Slide 1 – Cover

Slide 2 – Where Message Comes into Teaming with Wildlife Campaign

IAFWA, State Fish and Wildlife Agencies, non-governmental organizations and others have worked for many months to develop our State Wildlife Action Plan.  We are now moving out of that planning period and onto putting the plan into ACTION.  But to make the plan work, we need funding, and to receive funding we need local and national legislative support.  To receive legislative support, we need public support.

Which is why we are advancing our message – to take advantage of the solid public opinion research that has been done on our behalf, to ensure that we talk about our plans in the most effective and appealing way possible.

Slide 3 – How Message Sets Up Good Communication

These messages allow us to step outside of our echo chamber.

We are not just repeating things we like to hear, or that we think sound best about our plans, but we are conveying messages that meet people in terms of their own needs and expectations: where their understanding of wildlife and conservation is, and where they feel positive about conserving and investing to protect and improve the condition of wildlife in our state.

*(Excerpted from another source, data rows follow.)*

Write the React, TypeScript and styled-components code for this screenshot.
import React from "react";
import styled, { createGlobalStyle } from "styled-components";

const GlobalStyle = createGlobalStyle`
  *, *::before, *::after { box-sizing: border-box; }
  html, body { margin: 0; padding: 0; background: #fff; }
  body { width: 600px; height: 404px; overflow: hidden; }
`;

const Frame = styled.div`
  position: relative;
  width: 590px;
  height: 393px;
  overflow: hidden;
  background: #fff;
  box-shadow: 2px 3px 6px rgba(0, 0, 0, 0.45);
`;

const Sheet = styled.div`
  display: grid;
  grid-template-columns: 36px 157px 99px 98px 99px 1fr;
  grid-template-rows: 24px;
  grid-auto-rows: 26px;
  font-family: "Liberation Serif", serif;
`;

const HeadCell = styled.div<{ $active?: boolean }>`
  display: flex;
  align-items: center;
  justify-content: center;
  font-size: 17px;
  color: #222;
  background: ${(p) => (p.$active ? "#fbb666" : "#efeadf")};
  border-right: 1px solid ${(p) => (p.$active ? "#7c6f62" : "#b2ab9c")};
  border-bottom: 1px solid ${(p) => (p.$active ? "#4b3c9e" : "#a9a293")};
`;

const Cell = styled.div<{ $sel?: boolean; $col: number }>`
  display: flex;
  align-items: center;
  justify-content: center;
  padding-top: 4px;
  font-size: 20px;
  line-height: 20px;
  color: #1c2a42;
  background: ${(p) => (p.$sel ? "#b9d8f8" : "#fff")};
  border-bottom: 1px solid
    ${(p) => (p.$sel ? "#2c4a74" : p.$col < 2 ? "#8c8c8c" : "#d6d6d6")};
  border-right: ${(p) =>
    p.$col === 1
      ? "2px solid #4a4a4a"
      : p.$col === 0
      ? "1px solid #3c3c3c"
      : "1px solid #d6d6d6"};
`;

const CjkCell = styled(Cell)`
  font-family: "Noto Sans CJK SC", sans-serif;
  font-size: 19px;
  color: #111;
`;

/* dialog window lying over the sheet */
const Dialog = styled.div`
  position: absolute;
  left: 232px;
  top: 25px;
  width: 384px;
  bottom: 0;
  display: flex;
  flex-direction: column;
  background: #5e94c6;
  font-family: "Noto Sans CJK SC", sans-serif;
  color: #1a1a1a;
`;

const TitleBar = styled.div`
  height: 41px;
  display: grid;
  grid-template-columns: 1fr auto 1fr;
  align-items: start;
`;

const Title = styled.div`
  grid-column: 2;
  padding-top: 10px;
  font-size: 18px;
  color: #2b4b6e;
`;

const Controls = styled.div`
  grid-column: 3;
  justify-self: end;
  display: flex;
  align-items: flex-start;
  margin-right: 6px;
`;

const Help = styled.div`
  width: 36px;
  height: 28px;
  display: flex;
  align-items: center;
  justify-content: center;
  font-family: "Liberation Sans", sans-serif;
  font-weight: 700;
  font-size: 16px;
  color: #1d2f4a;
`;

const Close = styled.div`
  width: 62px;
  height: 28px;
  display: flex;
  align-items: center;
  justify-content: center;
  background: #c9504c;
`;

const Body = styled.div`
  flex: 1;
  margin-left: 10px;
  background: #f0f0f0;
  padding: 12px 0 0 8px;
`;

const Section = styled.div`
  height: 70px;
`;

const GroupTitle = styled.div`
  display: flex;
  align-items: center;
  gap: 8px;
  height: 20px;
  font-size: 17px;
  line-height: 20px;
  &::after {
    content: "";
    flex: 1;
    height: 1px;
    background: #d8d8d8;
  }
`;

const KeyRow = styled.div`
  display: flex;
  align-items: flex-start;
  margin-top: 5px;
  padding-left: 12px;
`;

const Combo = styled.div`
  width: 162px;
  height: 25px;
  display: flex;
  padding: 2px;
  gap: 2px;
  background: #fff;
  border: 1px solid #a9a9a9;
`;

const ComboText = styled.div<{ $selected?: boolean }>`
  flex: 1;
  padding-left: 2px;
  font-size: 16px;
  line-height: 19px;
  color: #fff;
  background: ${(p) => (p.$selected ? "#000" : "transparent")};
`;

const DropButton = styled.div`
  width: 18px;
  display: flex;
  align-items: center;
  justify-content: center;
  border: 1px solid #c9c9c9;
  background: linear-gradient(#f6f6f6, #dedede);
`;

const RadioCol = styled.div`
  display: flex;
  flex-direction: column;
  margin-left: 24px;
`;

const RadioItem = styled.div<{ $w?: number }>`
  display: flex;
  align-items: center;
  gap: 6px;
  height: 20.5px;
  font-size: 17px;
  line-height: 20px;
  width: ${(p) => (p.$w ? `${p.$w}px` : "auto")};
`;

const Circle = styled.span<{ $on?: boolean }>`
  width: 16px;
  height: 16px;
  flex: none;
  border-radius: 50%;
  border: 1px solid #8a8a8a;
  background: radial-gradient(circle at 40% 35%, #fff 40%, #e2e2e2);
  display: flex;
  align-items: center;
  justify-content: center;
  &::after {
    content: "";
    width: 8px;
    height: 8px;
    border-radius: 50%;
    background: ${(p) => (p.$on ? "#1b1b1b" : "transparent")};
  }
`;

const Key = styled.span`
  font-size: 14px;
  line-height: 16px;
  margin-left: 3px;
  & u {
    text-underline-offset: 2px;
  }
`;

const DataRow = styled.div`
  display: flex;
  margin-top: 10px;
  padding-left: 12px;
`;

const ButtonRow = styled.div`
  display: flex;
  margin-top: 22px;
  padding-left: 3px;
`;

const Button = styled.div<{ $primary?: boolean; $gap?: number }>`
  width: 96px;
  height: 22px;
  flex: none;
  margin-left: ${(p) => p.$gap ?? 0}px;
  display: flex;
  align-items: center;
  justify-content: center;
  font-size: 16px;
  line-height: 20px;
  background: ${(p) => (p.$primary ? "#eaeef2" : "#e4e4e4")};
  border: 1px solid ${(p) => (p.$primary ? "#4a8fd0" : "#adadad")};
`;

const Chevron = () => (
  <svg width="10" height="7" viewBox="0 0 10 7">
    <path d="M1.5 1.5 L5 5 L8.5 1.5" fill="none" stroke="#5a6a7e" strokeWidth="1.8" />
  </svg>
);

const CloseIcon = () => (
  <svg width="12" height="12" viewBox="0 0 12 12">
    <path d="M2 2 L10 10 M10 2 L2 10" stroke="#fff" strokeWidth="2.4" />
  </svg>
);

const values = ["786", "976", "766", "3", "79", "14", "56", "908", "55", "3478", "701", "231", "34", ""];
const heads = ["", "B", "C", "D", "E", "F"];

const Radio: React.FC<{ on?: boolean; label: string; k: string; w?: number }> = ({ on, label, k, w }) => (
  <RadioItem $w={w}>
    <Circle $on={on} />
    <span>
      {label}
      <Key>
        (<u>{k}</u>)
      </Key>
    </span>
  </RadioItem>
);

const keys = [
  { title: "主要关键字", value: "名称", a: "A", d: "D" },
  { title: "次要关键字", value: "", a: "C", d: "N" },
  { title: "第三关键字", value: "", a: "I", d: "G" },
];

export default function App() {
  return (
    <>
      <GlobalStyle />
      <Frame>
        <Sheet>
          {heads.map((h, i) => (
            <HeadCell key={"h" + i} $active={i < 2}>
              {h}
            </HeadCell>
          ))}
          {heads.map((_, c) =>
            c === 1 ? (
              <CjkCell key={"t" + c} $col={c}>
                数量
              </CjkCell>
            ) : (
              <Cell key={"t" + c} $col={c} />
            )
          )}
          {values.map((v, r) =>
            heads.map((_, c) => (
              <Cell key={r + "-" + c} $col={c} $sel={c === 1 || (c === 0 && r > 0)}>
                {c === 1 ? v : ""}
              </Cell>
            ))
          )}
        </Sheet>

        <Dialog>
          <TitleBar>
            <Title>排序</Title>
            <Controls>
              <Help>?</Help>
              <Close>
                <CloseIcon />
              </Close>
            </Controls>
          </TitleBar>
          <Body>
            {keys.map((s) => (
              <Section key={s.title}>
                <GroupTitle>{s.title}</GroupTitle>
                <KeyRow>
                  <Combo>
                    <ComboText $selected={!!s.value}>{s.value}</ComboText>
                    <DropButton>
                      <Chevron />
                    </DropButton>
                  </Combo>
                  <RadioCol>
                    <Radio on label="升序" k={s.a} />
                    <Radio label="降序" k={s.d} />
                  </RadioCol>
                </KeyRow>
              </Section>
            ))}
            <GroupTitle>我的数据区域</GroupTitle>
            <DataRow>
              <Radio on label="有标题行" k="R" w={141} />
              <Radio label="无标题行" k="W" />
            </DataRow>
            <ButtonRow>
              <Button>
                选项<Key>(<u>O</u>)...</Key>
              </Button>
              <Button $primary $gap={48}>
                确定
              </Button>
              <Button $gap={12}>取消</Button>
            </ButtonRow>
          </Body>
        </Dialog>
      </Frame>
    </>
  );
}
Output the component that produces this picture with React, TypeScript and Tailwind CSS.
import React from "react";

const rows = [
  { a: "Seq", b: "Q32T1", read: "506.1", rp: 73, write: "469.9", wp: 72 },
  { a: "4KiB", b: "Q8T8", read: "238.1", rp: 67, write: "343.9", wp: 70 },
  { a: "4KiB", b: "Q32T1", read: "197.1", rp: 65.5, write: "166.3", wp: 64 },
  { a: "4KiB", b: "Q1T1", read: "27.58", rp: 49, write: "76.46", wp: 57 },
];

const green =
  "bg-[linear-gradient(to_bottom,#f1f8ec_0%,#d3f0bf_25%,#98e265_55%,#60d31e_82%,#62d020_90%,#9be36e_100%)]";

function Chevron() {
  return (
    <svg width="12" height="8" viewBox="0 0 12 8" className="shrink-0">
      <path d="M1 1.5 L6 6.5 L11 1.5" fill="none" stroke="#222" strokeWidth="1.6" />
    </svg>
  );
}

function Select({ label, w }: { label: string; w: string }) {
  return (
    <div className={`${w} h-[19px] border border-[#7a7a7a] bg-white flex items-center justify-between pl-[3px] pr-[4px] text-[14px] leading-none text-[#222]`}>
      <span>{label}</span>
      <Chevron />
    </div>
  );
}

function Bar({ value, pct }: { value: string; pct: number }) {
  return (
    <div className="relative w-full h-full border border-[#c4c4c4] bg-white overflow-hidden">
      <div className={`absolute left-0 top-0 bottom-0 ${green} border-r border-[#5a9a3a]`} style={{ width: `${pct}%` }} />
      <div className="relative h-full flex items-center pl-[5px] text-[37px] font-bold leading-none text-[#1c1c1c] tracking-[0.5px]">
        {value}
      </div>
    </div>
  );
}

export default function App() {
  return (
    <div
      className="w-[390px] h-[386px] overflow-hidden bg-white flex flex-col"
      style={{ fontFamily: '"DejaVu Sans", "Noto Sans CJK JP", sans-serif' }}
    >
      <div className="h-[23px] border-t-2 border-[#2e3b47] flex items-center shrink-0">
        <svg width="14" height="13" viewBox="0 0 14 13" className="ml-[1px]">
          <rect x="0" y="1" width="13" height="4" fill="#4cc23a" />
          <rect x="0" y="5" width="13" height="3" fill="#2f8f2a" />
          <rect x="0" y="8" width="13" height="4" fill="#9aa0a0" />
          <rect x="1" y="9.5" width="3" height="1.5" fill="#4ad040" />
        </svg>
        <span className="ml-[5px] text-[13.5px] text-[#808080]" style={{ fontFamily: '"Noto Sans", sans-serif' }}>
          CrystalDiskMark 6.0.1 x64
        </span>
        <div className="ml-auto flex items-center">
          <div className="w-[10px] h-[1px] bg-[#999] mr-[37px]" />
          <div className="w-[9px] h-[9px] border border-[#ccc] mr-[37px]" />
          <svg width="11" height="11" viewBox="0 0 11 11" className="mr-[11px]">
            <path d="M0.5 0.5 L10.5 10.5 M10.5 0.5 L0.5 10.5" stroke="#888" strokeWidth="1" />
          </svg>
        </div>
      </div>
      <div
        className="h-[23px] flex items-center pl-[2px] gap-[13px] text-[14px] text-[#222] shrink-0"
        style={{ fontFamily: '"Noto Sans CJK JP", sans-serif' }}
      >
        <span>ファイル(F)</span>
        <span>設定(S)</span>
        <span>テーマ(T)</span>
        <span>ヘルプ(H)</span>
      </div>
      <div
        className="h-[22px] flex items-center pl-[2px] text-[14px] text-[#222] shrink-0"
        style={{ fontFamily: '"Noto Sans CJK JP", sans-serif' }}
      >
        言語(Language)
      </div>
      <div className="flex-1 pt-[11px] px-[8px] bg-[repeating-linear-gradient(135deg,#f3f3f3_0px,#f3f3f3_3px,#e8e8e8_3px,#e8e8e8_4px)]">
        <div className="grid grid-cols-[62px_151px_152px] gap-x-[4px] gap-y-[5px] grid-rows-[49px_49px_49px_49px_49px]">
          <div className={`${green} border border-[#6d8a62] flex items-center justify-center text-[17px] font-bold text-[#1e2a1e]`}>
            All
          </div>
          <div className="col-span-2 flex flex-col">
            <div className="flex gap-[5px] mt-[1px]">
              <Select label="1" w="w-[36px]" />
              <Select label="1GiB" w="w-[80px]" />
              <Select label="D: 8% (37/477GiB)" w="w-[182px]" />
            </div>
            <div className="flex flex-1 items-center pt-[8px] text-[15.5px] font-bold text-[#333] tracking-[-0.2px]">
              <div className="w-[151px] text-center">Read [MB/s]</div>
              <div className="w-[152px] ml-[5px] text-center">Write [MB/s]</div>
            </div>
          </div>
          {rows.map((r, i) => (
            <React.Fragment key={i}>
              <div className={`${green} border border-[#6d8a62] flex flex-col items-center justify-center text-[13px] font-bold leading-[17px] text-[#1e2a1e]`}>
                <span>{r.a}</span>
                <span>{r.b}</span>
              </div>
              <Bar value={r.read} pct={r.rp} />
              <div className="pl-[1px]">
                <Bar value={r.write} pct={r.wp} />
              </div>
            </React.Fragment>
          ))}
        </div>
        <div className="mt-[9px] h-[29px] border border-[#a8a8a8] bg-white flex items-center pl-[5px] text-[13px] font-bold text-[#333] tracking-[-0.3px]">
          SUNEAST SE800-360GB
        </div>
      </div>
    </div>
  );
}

We are telling them why supporting the State Wildlife Action Plan should be important to them.  And our messages are not simply good statements about our Action Plans, but they are research-tested and reasoned arguments that both “offensively” put forward our goals and “defensively” assuage doubts and questions about the Plans.          

Slide 4 – Three Steps to Successful Communication

          Being a good communicator requires more than just a good message.

We need to know our audience.  This means considering who is in the room? What about the [State] Wildlife Action Plan will they find appealing? What are their other interests? How can I best relate to them?

We need to know our purpose. Why are we talking in the first place?

And finally we need to know the message.

Being aware of those three goals gives our message power and helps us become more effective communicators.

Slide 5 – Building Public Support

To make the Teaming campaign successful, we need to be good communicators who build public support.  We do this by being consistent and repetitive with the message.  That means you and you and me, all of us, need to use the same message.

And we need to use public opinion effectively.  The messages I am about to show you were written after thorough research to allow us to do just that.  And together, all of us, being consistent in using the same message will be able to create a public narrative that builds public support and gets people to do what we need them to do.

Slide 6 – The Triangle

Everyone should have this triangle in front of them.

In the next slide we will go over the triangle part by part, but this is the main tool we have for all communications.  It ensures we all stay on the same message.  There are a lot of words here, and we do not need to use all of them every time.  But these are the poll-tested messages that allow us the flexibility to communicate effectively, no matter what audience we are addressing or why we are discussing our [State] Wildlife Action Plans.

Slide 7 – What we want

The center of the triangle represents what we want.  Depending on who we are talking to – and why we are talking to them – we may need to add a sentence, but generally we want people to invest in the State Wildlife Action Plan now to conserve wildlife and vital natural areas for future generations.

Slide 8 – Where we meet public opinion

The points in blue are the main impacts of the [State] Wildlife Action Plans about which people feel most favorable.  They are like the thesis statements of our plans.  The points underneath are the supporting evidence.

Slide 9 – Getting back to our ground

Finally, at the bottom, we have these transition statements that allow us to get back to our own ground, the subjects we want to talk about.  We can use these phrases when we are asked a difficult or digressive question and need to get back to our main points.